Marc Fecher, Chairman of ACCA’s Corporate Sector Network and Corporate Finance partner at Kingston Smith LLP, comments: 'While it is encouraging to see that there has been no significant increase in the percentage of SMEs being discouraged from applying for bank funding, accessing it is clearly still a challenge for many SMEs, with 546,000 who wanted funding not even applying. Ensuring that sufficient working capital is available for a business is, more often than not, the responsibility of the accountant. We would really like to see more, rather than less, encouragement for SMEs to apply for much needed funding, and application processes simplified, to give wider access and stimulate growth.'

In fact, borrowers appear to be more likely to be discouraged if they have a concrete plan for using the funds than not. This is a worrying reversal which, ACCA believes, can only be addressed by making sure more SMEs have access to professional advice so that business planning can make them more, not less confident in their ability to raise funds. 

On the supply side, ACCA notes that approval rates can be misleading as applications for renewing existing facilities tend to be approved outright, while applications for first-ever facilities tend not to be, especially in the case of overdrafts. Instead, ACCA believes it is more important to focus on whether specific types of applicants are being unfairly penalised and whether such distortions can be addressed by policy. The following bullet points lists the factors that the Monitor has associated with failed applications:

Factors reducing the probability of approval (strong influences in italics)


  • First ever facility or increase in existing facility
  • Business has an above average external risk rating
  • Business is not profitable
  • Business is less than 5yrs old


  • First ever facility or increase in existing facility
  • Business has an average or above average external risk rating
  • Business is loss-making
  • Business is less than 5yrs old
  • Business is applying for a large loan
  • Business applied between April 2010 and March 2011

Fecher comments: 'This survey really highlights the gap between the ‘haves’ and the ‘have nots’. Of all overdraft applicants, 88% that had previously received funding were granted what they applied for; however, only 30% of first time applicants could say the same. The question is, how can banks be encouraged to lend more to this type of SME, which we see as a key source of employment and growth within the UK?'

ACCA also points to a number of worrying statistics derived from the Monitor about how smaller businesses are run, stressing that these could go some way towards explaining the trouble some are having in dealing with the banks:

  • Only 41% of SMEs produce management accounts on a regular basis and only 31% have a formal written business plan. 
  • Only 22% of SMEs had someone in charge of their finances who had any financial training whatsoever. Even among medium-sized businesses (50 to 249 employees), about a quarter didn’t have a financially trained person in charge.
  • Only 9% of SMEs that applied for an overdraft and 19% of businesses applying for a loan in the past year sought any advice beforehand. And 18% of all those who didn’t said they didn’t know who to turn to for advice.
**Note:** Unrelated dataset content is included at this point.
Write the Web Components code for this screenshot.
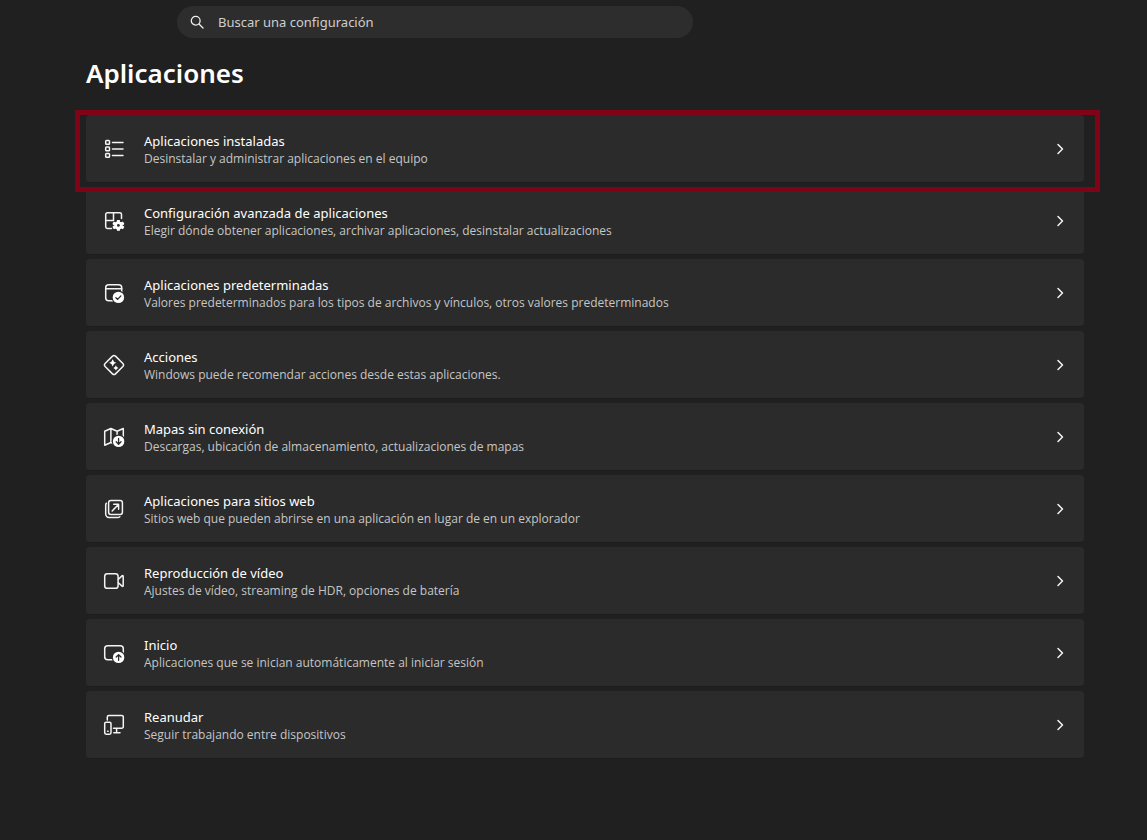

ACCA stresses that taking professional advice makes sense even after an application is rejected. The Monitor findings suggest that almost half of all businesses that were offered overdrafts on unfavourable terms and about one quarter of those that were offered loans on unfavourable terms eventually managed to get a better deal after negotiating or shopping around. 

Controversially, BDRC’s analysis suggests that approval rates for loans (but not overdrafts) have picked up between March and September 2011 – a success of sorts for the much-criticised Project Merlin, the Government’s deal with the banks to increase lending to SMEs. 

Mr Fecher comments: 'The last two quarters appear to reveal an emerging trend indicating that loan approvals have increased from 57% to 73%; meanwhile, over the same period, the percentage of overdraft approvals has slightly deteriorated. This could be an active policy of the banks to increase lending, which should be commended; however, it is likely that these loans are offered on the basis of assets being provided as security. Our main concern with this is that younger and smaller companies without an asset base or track record will find it increasingly difficult to secure funding.'

Finally, ACCA notes that if Merlin was expected to release a massive amount of previously discouraged demand it will likely fail to do so: despite wide media coverage and policy debate, only 20% of SMEs had even heard of it as of September.